Zeinab Abd El-Hamid 

 

‘Untitled (Shisha Shop)’ 

This 1987 watercolor is the work of one of Egypt’s most significant female artists of the modern era who belonged, Sotheby’s says “to a generation of artists who came of age during the cultural reawakening that followed Egypt’s independence.” Abd El-Hamid, the catalogue states, “painted with a refined sensibility, grounded in her belief in humanity’s ability to transcend hardship. She did not seek to romanticize the past, but to distill its forms and emotions into something enduring. Her work carries a sense of nostalgia for a rhythm of life rooted in shared dignity and poetic structure … rooftops, cafés, and courtyards become vessels of memory, harmony, and inner light.” 

 

Samia Halaby 

‘Copper’ 

Central to the Palestinian artist’s practice was the belief that “abstraction, like any visual language, is shaped by social forces and reflects the movements of working people and revolutionary ideas,” Sotheby’s states. This 1976 oil painting combines Halaby’s exploration of the diagonal as “a dynamic formal element” and of the reflective properties of metals. The work “eschews traditional linear perspective in favor of a compositional strategy that flattens and destabilizes the viewer’s gaze.

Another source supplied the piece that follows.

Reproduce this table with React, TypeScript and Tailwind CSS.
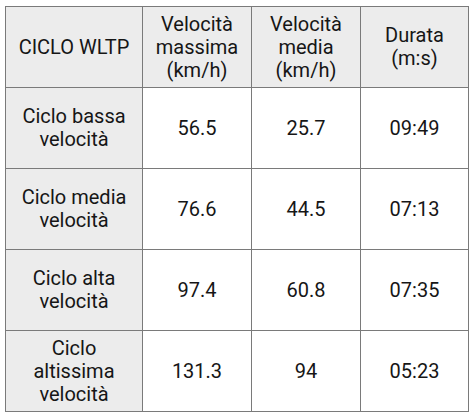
const header = ['CICLO WLTP', 'Velocità\nmassima\n(km/h)', 'Velocità\nmedia\n(km/h)', 'Durata\n(m:s)'];

const rows = [
  ['Ciclo bassa\nvelocità', '56.5', '25.7', '09:49'],
  ['Ciclo media\nvelocità', '76.6', '44.5', '07:13'],
  ['Ciclo alta\nvelocità', '97.4', '60.8', '07:35'],
  ['Ciclo\naltissima\nvelocità', '131.3', '94', '05:23'],
];

const widths = ['w-[137px]', 'w-[109px]', 'w-[109px]', 'w-[108px]'];

export default function App() {
  return (
    <div className="w-[474px] h-[416px] bg-white pl-[5px] pt-[6px]" style={{ fontFamily: 'Roboto, "Liberation Sans", sans-serif' }}>
      <table className="border-collapse border border-[#a0a0a0] text-[20px] leading-[23px] text-[#161616]">
        <thead>
          <tr className="h-[81px] bg-[#ececec]">
            {header.map((h, i) => (
              <th key={i} className={`${widths[i]} border border-[#7a7a7a] font-normal text-center whitespace-pre-line align-middle`}>
                {h}
              </th>
            ))}
          </tr>
        </thead>
        <tbody>
          {rows.map((r, ri) => (
            <tr key={ri} className="h-[81px]">
              {r.map((c, ci) => (
                <td
                  key={ci}
                  className={`border border-[#7a7a7a] text-center whitespace-pre-line align-middle ${ci === 0 ? 'bg-[#ececec]' : 'bg-white'}`}
                >
                  {c}
                </td>
              ))}
            </tr>
          ))}
        </tbody>
      </table>
    </div>
  );
}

Halaby achieves a sense of spatial infinity — not through illusion, but through repetition and variation.” 

 

Mahmoud Sabri 

‘Demonstration’ 

The Iraqi painter’s career, Sotheby’s says, was unique among his peers in his homeland. “He simultaneously explored Arab and European cultures, studied the history of painting, and created his own unique art language and style.” That language arrived after this particular oil painting from the early Sixties, a time in which “Sabri often returned to the subject of revolutionary martyrdom and probably referring to the events of the 1963 coup d’état.” In the foreground, a group of women surround a bereaved mother, who is weeping for her murdered son.